== Written exercise ==
Your answer should be a single number: the count of lines containing "Convert".

== Supplied records ==
* * * *
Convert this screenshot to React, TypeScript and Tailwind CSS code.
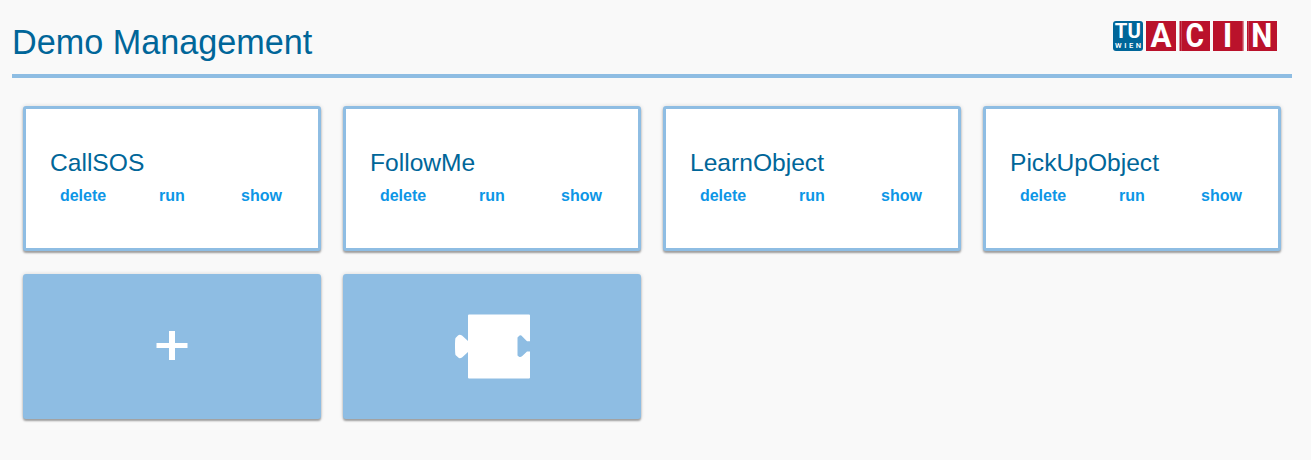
* * * *
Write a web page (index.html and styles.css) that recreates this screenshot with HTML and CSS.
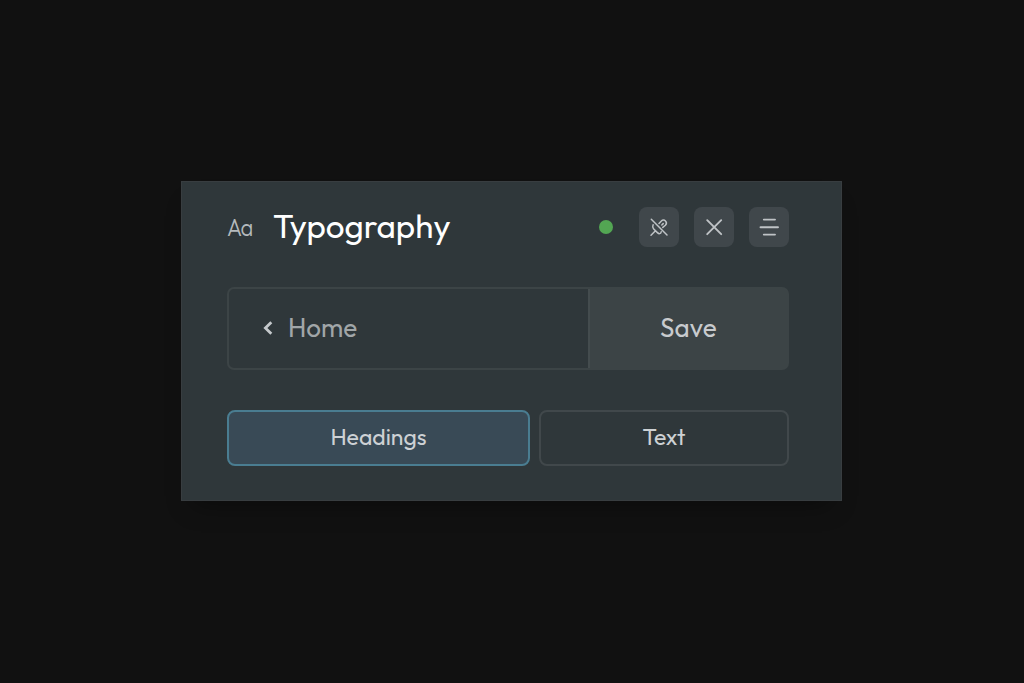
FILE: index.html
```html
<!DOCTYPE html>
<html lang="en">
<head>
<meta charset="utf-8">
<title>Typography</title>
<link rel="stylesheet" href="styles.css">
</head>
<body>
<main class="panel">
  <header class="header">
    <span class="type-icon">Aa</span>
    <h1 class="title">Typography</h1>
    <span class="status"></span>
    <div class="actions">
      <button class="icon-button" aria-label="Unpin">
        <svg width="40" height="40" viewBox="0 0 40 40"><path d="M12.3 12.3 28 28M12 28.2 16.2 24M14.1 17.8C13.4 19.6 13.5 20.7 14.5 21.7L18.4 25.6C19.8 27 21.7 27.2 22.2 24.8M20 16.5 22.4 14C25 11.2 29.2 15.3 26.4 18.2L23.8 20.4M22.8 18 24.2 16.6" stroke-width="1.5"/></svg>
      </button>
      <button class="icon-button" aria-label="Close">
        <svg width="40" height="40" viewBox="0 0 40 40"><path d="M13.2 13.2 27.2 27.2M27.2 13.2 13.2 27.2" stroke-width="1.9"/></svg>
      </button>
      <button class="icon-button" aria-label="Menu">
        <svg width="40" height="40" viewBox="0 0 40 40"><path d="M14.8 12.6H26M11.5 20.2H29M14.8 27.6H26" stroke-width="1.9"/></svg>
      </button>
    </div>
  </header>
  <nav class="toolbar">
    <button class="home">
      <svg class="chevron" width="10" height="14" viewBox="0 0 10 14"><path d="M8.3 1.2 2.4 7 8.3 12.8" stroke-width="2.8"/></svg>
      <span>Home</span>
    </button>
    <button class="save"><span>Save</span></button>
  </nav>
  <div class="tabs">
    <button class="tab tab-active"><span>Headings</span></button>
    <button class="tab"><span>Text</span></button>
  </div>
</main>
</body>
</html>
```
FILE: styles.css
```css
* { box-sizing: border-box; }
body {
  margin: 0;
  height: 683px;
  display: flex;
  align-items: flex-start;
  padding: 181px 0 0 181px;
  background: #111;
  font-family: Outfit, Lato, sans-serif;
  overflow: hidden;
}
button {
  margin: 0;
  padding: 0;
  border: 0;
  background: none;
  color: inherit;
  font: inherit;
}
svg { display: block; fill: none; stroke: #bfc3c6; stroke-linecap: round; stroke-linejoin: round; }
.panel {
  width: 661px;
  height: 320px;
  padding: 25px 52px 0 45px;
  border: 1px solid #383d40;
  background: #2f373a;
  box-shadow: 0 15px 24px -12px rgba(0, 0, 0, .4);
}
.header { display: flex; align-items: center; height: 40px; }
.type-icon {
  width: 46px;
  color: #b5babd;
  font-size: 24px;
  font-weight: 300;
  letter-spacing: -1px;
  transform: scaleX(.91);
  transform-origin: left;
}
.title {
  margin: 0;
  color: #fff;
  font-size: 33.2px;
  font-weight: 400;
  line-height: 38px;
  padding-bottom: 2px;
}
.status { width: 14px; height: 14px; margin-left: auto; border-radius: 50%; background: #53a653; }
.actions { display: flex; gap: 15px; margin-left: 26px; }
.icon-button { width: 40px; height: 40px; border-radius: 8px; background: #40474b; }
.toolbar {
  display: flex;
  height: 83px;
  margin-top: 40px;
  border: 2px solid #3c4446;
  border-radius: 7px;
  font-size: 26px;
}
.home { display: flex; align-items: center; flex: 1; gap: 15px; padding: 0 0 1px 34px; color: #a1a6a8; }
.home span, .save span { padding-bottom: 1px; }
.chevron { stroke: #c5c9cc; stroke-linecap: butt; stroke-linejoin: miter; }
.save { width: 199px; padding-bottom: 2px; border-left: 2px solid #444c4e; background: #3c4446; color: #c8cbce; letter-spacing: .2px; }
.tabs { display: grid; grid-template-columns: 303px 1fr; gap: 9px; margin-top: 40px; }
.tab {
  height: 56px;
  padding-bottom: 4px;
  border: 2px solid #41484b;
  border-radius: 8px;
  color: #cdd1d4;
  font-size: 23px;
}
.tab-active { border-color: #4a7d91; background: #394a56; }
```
* * * *
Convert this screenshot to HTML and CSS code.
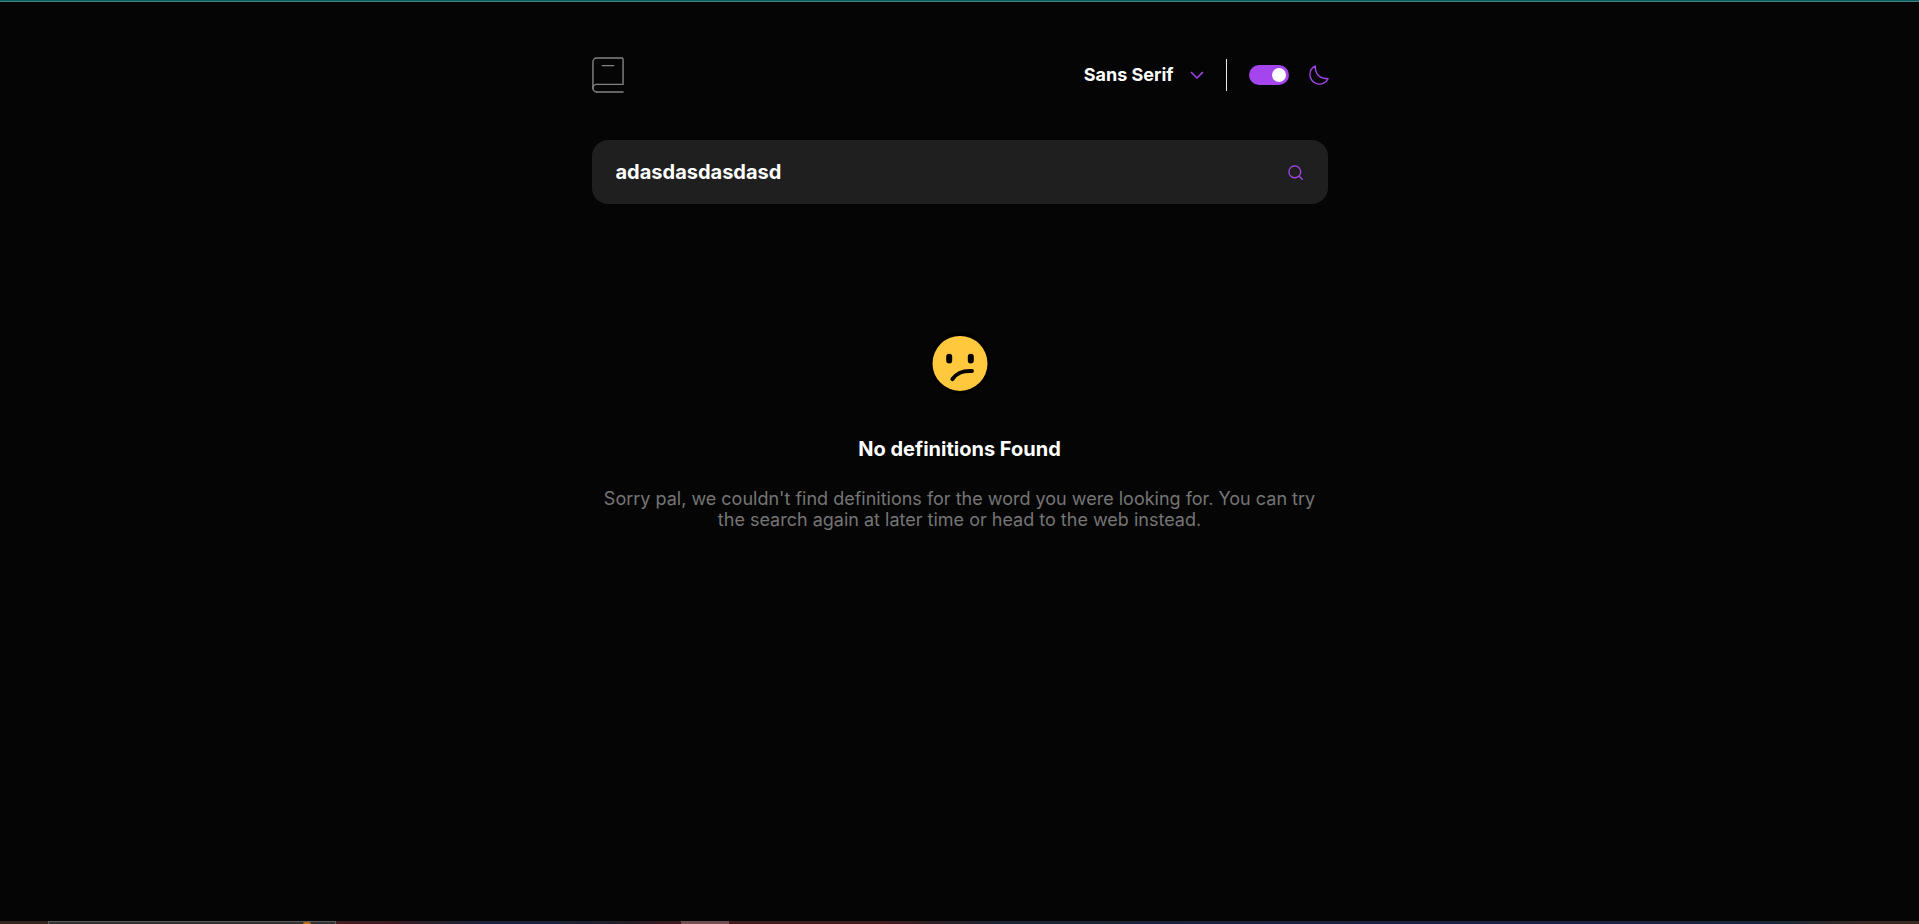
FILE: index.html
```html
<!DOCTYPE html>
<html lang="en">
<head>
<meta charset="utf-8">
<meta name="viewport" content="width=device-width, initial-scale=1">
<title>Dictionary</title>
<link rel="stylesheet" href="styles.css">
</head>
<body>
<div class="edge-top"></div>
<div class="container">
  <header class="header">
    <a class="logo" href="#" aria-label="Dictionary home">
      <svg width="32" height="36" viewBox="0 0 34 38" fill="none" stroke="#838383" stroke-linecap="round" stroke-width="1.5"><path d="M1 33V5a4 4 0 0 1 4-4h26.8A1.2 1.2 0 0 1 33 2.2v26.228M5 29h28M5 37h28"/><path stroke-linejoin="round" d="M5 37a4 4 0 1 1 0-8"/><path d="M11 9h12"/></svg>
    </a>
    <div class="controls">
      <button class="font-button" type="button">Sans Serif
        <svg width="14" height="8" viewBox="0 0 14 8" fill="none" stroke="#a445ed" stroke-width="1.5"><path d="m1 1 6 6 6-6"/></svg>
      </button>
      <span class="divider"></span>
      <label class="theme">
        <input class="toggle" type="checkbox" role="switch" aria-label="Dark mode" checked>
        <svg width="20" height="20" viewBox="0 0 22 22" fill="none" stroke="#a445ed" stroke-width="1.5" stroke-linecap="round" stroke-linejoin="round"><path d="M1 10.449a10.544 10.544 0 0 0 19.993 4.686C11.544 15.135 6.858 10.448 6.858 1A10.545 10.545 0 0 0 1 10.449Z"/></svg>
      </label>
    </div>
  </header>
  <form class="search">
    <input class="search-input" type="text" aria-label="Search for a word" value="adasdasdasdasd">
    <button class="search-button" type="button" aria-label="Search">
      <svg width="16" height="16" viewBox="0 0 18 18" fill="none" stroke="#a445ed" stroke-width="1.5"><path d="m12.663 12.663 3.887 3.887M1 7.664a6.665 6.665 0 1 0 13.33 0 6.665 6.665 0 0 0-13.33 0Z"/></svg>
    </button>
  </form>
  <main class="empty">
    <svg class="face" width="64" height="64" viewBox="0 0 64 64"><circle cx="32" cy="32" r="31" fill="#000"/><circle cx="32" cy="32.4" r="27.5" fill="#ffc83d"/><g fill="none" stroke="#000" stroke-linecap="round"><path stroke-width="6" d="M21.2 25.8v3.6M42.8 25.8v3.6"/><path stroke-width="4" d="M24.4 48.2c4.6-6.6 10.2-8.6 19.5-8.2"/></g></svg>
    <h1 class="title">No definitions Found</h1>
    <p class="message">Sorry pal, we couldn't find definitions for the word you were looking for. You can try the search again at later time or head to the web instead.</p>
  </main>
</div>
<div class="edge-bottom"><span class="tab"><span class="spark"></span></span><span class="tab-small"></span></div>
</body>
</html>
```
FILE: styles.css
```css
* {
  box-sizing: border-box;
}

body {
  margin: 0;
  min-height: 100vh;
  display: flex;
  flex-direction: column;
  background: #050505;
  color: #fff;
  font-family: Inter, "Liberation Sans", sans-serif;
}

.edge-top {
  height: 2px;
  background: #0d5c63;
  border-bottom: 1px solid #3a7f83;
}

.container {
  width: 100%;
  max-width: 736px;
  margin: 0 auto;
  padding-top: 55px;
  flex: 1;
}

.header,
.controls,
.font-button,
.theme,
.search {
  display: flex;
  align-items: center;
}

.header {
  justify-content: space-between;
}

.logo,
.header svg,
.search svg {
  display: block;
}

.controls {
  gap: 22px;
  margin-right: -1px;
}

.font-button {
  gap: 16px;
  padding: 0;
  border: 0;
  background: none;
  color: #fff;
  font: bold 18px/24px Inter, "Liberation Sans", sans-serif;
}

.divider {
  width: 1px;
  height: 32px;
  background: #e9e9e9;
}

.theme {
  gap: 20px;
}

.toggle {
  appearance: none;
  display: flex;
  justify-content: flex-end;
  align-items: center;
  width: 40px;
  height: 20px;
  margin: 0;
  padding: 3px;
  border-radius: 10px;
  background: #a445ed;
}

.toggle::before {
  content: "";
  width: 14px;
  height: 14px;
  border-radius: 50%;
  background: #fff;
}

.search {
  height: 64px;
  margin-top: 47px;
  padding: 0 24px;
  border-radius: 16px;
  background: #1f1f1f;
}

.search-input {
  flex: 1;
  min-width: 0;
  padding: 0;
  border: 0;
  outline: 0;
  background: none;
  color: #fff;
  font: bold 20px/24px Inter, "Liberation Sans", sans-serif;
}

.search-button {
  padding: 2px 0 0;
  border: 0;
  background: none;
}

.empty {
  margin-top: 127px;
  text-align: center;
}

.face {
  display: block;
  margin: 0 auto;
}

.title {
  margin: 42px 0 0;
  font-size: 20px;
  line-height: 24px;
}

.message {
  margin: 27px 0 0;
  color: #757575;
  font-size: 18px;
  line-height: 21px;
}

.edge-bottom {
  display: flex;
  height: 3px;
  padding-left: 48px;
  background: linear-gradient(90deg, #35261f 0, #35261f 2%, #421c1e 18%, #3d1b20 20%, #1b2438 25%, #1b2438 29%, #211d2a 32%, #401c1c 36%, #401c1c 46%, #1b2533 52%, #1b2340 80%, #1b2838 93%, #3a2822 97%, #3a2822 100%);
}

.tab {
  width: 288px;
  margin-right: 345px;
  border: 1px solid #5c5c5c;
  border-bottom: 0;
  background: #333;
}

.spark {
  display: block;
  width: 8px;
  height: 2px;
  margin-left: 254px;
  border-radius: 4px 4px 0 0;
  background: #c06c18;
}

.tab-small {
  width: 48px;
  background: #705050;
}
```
* * * *
== Written answer ==
2